I am a fan of Taleb.

I read his book on Antifragile. Very thought provoking, very thoughtful and helpful to me. For me how to trade options with the understanding of convexity and optionality is eye opening. Martinghoul and Maverick74 both mentioned the nonlinear nature of options in their old posts but the concept went over my head until I read his book. To me it is more important that arguing about the risk free side of his barbell strategy.

Cheers.
I agree, Antifragile is great. I think Book Six (The Medical Chapters) is outstanding. I just feel that Taleb could be doing a better job at explaining some things
 
I agree, Antifragile is great. I think Book Six (The Medical Chapters) is outstanding. I just feel that Taleb could be doing a better job at explaining some things
He wrote with a chip on his shoulder for some reason. I just ignored those flaming statements against the establishments and tried to understand the wisdoms of what he wrote.

I read and enjoyed your posts. You had some out of the box thinkings too.

Regards,
 
Anyone remember Taleb's hot tip: every trader should own deep OTM puts on US bonds? He was on CNBC or Bloomberg I remember: "You buy puts, every month. With a small amount. Then next month, again with a small amount. And you keep repeating. Every month. Very simple. America is bankrupt, and when bonds crashing you will make very very big return!!!! Simple!"

There's your barbell. You lost 1% x 60 months = -45% total return and on the flipside of the barbell you made 0% on your 90% worth of low-risk asset. Great success! How many naive traders have lost a good chunk of their nest-egg following this idiot?
 
Anyone remember Taleb's hot tip: every trader should own deep OTM puts on US bonds? He was on CNBC or Bloomberg I remember: "You buy puts, every month. With a small amount. Then next month, again with a small amount. And you keep repeating. Every month. Very simple. America is bankrupt, and when bonds crashing you will make very very big return!!!! Simple!"

There's your barbell. You lost 1% x 60 months = -45% total return and on the flipside of the barbell you made 0% on your 90% worth of low-risk asset. Great success! How many naive traders have lost a good chunk of their nest-egg following this idiot?

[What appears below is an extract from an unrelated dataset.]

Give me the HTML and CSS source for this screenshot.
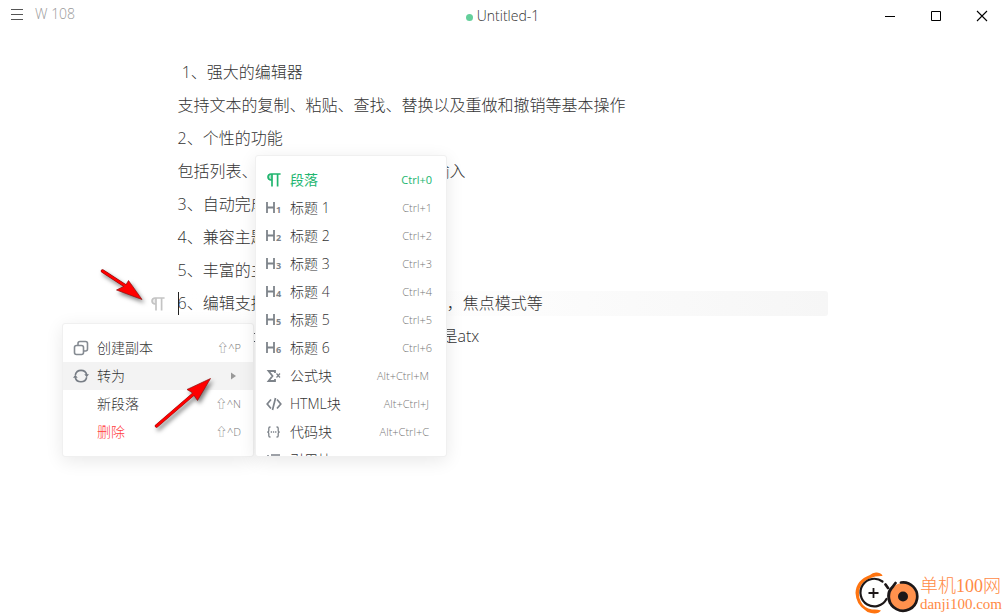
FILE: index.html
```
<!DOCTYPE html>
<html lang="zh-CN">
<head>
<meta charset="utf-8">
<title>Untitled-1</title>
<link rel="stylesheet" href="styles.css">
</head>
<body>
<svg class="defs" width="0" height="0" aria-hidden="true">
  <symbol id="pilcrow" viewBox="0 0 14 14"><path d="M5 1H13.6M5 1H4a3 3 0 0 0 0 6H5M5 1V13.5M10.6 1V13.5" fill="none" stroke="currentColor" stroke-width="1.7"/><path d="M4 1h1v6H4a3 3 0 0 1 0-6z" fill="currentColor" fill-opacity=".35"/></symbol>
  <symbol id="head" viewBox="0 0 15 14"><path d="M1 1V12M8 1V12M1 6.500H8" fill="none" stroke="currentColor" stroke-width="1.8"/></symbol>
</svg>

<header class="titlebar">
  <div class="bar-left">
    <button class="menu-button" aria-label="菜单"><svg width="12" height="12" viewBox="0 0 12 12"><path d="M0 1.5H12M0 6.5H12M0 11.5H12" stroke="#555" stroke-width="1"/></svg></button>
    <span class="word-count">W 108</span>
  </div>
  <h1 class="doc-title"><span class="dot"></span>Untitled-1</h1>
  <div class="window-controls">
    <button aria-label="最小化"><svg width="12" height="12" viewBox="0 0 12 12"><path d="M1 6.5H11" stroke="#000"/></svg></button>
    <button aria-label="最大化"><svg width="12" height="12" viewBox="0 0 12 12"><path d="M1.500 1.500H10.500V10.500H1.500Z" fill="none" stroke="#000"/></svg></button>
    <button aria-label="关闭"><svg width="12" height="12" viewBox="0 0 12 12"><path d="M1 1L11 11M11 1L1 11" stroke="#000" stroke-width="1.1"/></svg></button>
  </div>
</header>

<main class="editor">
  <p>&nbsp;1、强大的编辑器</p>
  <p>支持文本的复制、粘贴、查找、替换以及重做和撤销等基本操作</p>
  <p>2、个性的功能</p>
  <p>包括列表、表格、代码块、数学公式输入</p>
  <p>3、自动完成</p>
  <p>4、兼容主题</p>
  <p>5、丰富的主题</p>
  <p class="active"><svg class="front-icon" width="14" height="14"><use href="#pilcrow"/></svg><span class="caret"></span>6、编辑支持 源代码模式，打字机模式，焦点模式等</p>
  <p>7、可设置title 标题样式，默认的格式是atx</p>
</main>

<div class="menu front-menu" role="menu">
  <button class="item" role="menuitem"><svg class="icon" width="16" height="16" viewBox="0 0 16 16"><g fill="none" stroke="#858b92" stroke-width="1.6"><rect x="1.500" y="5.500" width="9" height="9" rx="2"/><path d="M5 5.500V3.500a2 2 0 0 1 2-2h5.500a2 2 0 0 1 2 2V9a2 2 0 0 1-2 2H10.500"/></g></svg><span class="label">创建副本</span><span class="shortcut">⇧^P</span></button>
  <button class="item hover" role="menuitem"><svg class="icon" width="16" height="16" viewBox="0 0 16 16"><path d="M2.300 7A5.900 5.900 0 0 1 13.800 7M13.700 9.200A5.900 5.900 0 0 1 2.200 9.200" fill="none" stroke="#777d85" stroke-width="1.600"/><path d="M11.300 6.300H16L13.700 9.200ZM0 9.700L2.300 6.800L4.700 9.700Z" fill="#777d85"/></svg><span class="label">转为</span><svg class="submenu-arrow" width="5" height="8" viewBox="0 0 5 8"><path d="M0 0.500L5 4L0 7.500Z" fill="#999"/></svg></button>
  <button class="item" role="menuitem"><span class="icon"></span><span class="label">新段落</span><span class="shortcut">⇧^N</span></button>
  <button class="item danger" role="menuitem"><span class="icon"></span><span class="label">删除</span><span class="shortcut">⇧^D</span></button>
</div>

<div class="menu turn-menu" role="menu">
  <button class="item current" role="menuitem"><svg class="icon" width="16" height="14" viewBox="-1 0 16 14"><use href="#pilcrow" width="14" height="14"/></svg><span class="label">段落</span><span class="shortcut">Ctrl+0</span></button>
  <button class="item" role="menuitem"><span class="icon heading"><svg width="10" height="14" viewBox="0 0 10 14"><use href="#head" width="15" height="14"/></svg><sub>1</sub></span><span class="label">标题 1</span><span class="shortcut">Ctrl+1</span></button>
  <button class="item" role="menuitem"><span class="icon heading"><svg width="10" height="14" viewBox="0 0 10 14"><use href="#head" width="15" height="14"/></svg><sub>2</sub></span><span class="label">标题 2</span><span class="shortcut">Ctrl+2</span></button>
  <button class="item" role="menuitem"><span class="icon heading"><svg width="10" height="14" viewBox="0 0 10 14"><use href="#head" width="15" height="14"/></svg><sub>3</sub></span><span class="label">标题 3</span><span class="shortcut">Ctrl+3</span></button>
  <button class="item" role="menuitem"><span class="icon heading"><svg width="10" height="14" viewBox="0 0 10 14"><use href="#head" width="15" height="14"/></svg><sub>4</sub></span><span class="label">标题 4</span><span class="shortcut">Ctrl+4</span></button>
  <button class="item" role="menuitem"><span class="icon heading"><svg width="10" height="14" viewBox="0 0 10 14"><use href="#head" width="15" height="14"/></svg><sub>5</sub></span><span class="label">标题 5</span><span class="shortcut">Ctrl+5</span></button>
  <button class="item" role="menuitem"><span class="icon heading"><svg width="10" height="14" viewBox="0 0 10 14"><use href="#head" width="15" height="14"/></svg><sub>6</sub></span><span class="label">标题 6</span><span class="shortcut">Ctrl+6</span></button>
  <button class="item" role="menuitem"><svg class="icon" width="16" height="14" viewBox="0 0 16 14"><path d="M9 4V2H2.500L6.500 7L2.500 12H9V10" fill="none" stroke="currentColor" stroke-width="1.8"/><path d="M10.500 4.500L14 8.500M14 4.500L10.500 8.500" stroke="currentColor" stroke-width="1.200"/></svg><span class="label">公式块</span><span class="shortcut long">Alt+Ctrl+M</span></button>
  <button class="item" role="menuitem"><svg class="icon" width="16" height="14" viewBox="0 0 16 14"><path d="M5 2.500L1.200 7L5 11.500M11 2.500L14.800 7L11 11.500M9.500 1L6.500 13" fill="none" stroke="currentColor" stroke-width="1.700"/></svg><span class="label">HTML块</span><span class="shortcut long">Alt+Ctrl+J</span></button>
  <button class="item" role="menuitem"><svg class="icon" width="16" height="14" viewBox="0 0 16 14"><path d="M4.500 2H4Q2.800 2 2.800 3.300V5.500Q2.800 7 1.300 7Q2.800 7 2.800 8.500V10.700Q2.800 12 4 12H4.500M10.500 2H11Q12.200 2 12.200 3.300V5.500Q12.200 7 13.700 7Q12.200 7 12.200 8.500V10.700Q12.200 12 11 12H10.500" fill="none" stroke="currentColor" stroke-width="1.300"/><path d="M4.700 7H6M6.900 7H8.200M9.100 7H10.400" stroke="currentColor" stroke-width="1.500"/></svg><span class="label">代码块</span><span class="shortcut long">Alt+Ctrl+C</span></button>
  <button class="item" role="menuitem"><svg class="icon" width="16" height="14" viewBox="0 0 16 14"><path d="M2 2V12M5 2H14M5 7H14M5 11.500H14" fill="none" stroke="currentColor" stroke-width="1.500"/></svg><span class="label">引用块</span><span class="shortcut long">Alt+Ctrl+Q</span></button>
</div>

<svg class="pointer pointer-top" width="56" height="44" viewBox="0 0 56 44" aria-hidden="true"><path d="M7.500 6L32 22" stroke="#8c1010" stroke-width="3.400" stroke-linecap="round"/><path d="M47 34.500L33.500 15.500L30.500 20.500L21.500 25Z" fill="#f00" stroke="#8c1010" stroke-width=".7"/><path d="M7.500 6L32 22" stroke="#f00" stroke-width="2.500" stroke-linecap="round"/></svg>
<svg class="pointer pointer-bottom" width="66" height="60" viewBox="0 0 66 60" aria-hidden="true"><path d="M6.500 52L43 20.500" stroke="#8c1010" stroke-width="3.400" stroke-linecap="round"/><path d="M60.500 4.500L37 15.500L42 18.500L47.500 26.500Z" fill="#f00" stroke="#8c1010" stroke-width=".7"/><path d="M6.500 52L43 20.500" stroke="#f00" stroke-width="2.500" stroke-linecap="round"/></svg>

<div class="watermark">
  <svg width="64" height="44" viewBox="0 0 64 44" aria-hidden="true">
    <path d="M15 4Q18 1 22 1.500Q27 2 27.500 5Q14 4.500 6.500 13.500Q1.500 22 6 31Q9 37 17 38.500Q22 38 26 39.500Q23 43.500 16 42Q12 41.500 10 39Q1 33 .5 22Q1 9 15 4Z" fill="#ff7410"/>
    <path d="M27.500 10.500A13.800 13.800 0 1 0 31.500 28" fill="none" stroke="#1c1718" stroke-width="2.200" stroke-linecap="round"/>
    <circle cx="48" cy="25.500" r="13.500" fill="#ff914d"/>
    <path d="M46 11.500A14.200 14.200 0 1 1 38 15.500M30.500 13.500L33 17M40.500 12L37.500 16Q31 22 35 32" fill="none" stroke="#1c1718" stroke-width="2.700" stroke-linecap="round"/>
    <path d="M18.500 17V27M13.500 22H23.500" stroke="#1c1718" stroke-width="1.800"/>
    <circle cx="48" cy="25.500" r="5" fill="#1c1718"/>
  </svg>
  <div class="brand"><span class="brand-name">单机100网</span><span class="brand-url">danji100.com</span></div>
</div>
</body>
</html>
```
FILE: styles.css
```
* { box-sizing: border-box; }
body {
  margin: 0;
  min-height: 100vh;
  position: relative;
  overflow: hidden;
  background: #fff;
  color: #333;
  font-family: "Open Sans", "Noto Sans CJK SC", sans-serif;
  font-size: 16px;
  font-weight: 300;
}
button {
  border: 0;
  padding: 0;
  background: none;
  color: inherit;
  font: inherit;
}
.defs { position: absolute; }
.titlebar {
  display: grid;
  grid-template-columns: 1fr auto 1fr;
  height: 32px;
  font-size: 14px;
}
.bar-left {
  display: flex;
  align-items: flex-start;
  gap: 12px;
  padding: 4px 0 0 11px;
}
.menu-button { display: flex; padding-top: 4px; }
.word-count { color: #999; line-height: 20px; }
.doc-title {
  display: flex;
  align-items: center;
  gap: 4px;
  margin: 0;
  padding-bottom: 2px;
  font-size: 14px;
  font-weight: 300;
}
.dot { width: 7px; height: 7px; margin-top: 4px; border-radius: 50%; background: #64cf9b; }
.window-controls { display: flex; justify-content: flex-end; }
.window-controls button { display: flex; align-items: center; justify-content: center; width: 46px; }
.editor {
  display: flex;
  flex-direction: column;
  gap: 8px;
  max-width: 650px;
  margin: 28px auto 0;
}
.editor p { margin: 0; line-height: 25px; white-space: nowrap; }
.active {
  position: relative;
  border-radius: 3px;
  background: linear-gradient(90deg, #fff 0%, #fefefe 40%, #f6f6f6 100%);
}
.front-icon { position: absolute; left: -27px; top: 6px; color: #c4c4c4; }
.caret { position: absolute; left: 0; top: 1px; width: 1px; height: 23px; background: #222; }
.menu {
  position: absolute;
  width: 192px;
  padding: 10px 0;
  overflow: hidden;
  border: 1px solid #f0f0f0;
  border-radius: 3px;
  background: #fff;
  box-shadow: 0 4px 18px rgba(0, 0, 0, .09);
  font-size: 14px;
}
.front-menu { left: 62px; top: 323px; }
.turn-menu { left: 255px; top: 155px; height: 302px; }
.item {
  display: flex;
  align-items: center;
  width: 100%;
  height: 28px;
  padding: 0 14px 0 10px;
  text-align: left;
}
.front-menu .item { padding-right: 12px; }
.hover { background: #f3f3f3; }
.icon { flex: none; width: 16px; margin-right: 8px; color: #7d838a; }
.label { flex: 1; padding-bottom: 2px; }
.shortcut { padding-bottom: 2px; color: #777; font-size: 11px; }
.long { padding-right: 3px; }
.submenu-arrow { margin-right: 5px; }
.danger .label { color: #ff4040; }
.current, .current .icon, .current .shortcut { color: #21b56f; }
.current .shortcut, .current .label { font-weight: 400; }
.heading { display: flex; align-items: center; }
.heading sub { padding-top: 4px; font-size: 9px; font-weight: 700; line-height: 10px; }
.pointer { position: absolute; filter: drop-shadow(2px 3px 2px rgba(0, 0, 0, .5)); }
.pointer-top { left: 95px; top: 265px; }
.pointer-bottom { left: 150px; top: 374px; }
.watermark {
  position: absolute;
  right: 3px;
  bottom: 0;
  display: flex;
  align-items: flex-end;
  gap: 1px;
  color: #ff8a45;
  font-family: "Liberation Serif", "Noto Sans CJK SC", serif;
}
.brand { display: flex; flex-direction: column; padding-bottom: 2px; }
.brand-name { font-size: 18px; line-height: 18px; }
.brand-url { font-size: 15px; line-height: 18px; }
```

No, that is not what he said. Almost all his OTM structures are financed. I do this all the time, in fact almost every month. You lose maybe 5% and possible make 50 to 100 times that if you are right. It's all about asymmetry. I do agree with you though that retail people should not do this as most retail people don't even know what asymmetry means.
 
No, that is not what he said. Almost all his OTM structures are financed. I do this all the time, in fact almost every month. You lose maybe 5% and possible make 50 to 100 times that if you are right. It's all about asymmetry. I do agree with you though that retail people should not do this as most retail people don't even know what asymmetry means.
In my experience you lose 5% with a probability of 99% and make 100% with a probability of 1% giving you an expected value of less than 0. It's not about understanding assymetry, it's about finding mispriced securities which is far harder for us mere mortals than you let on (I'm purposely goading you to provide such an example, if it isn't obvious!)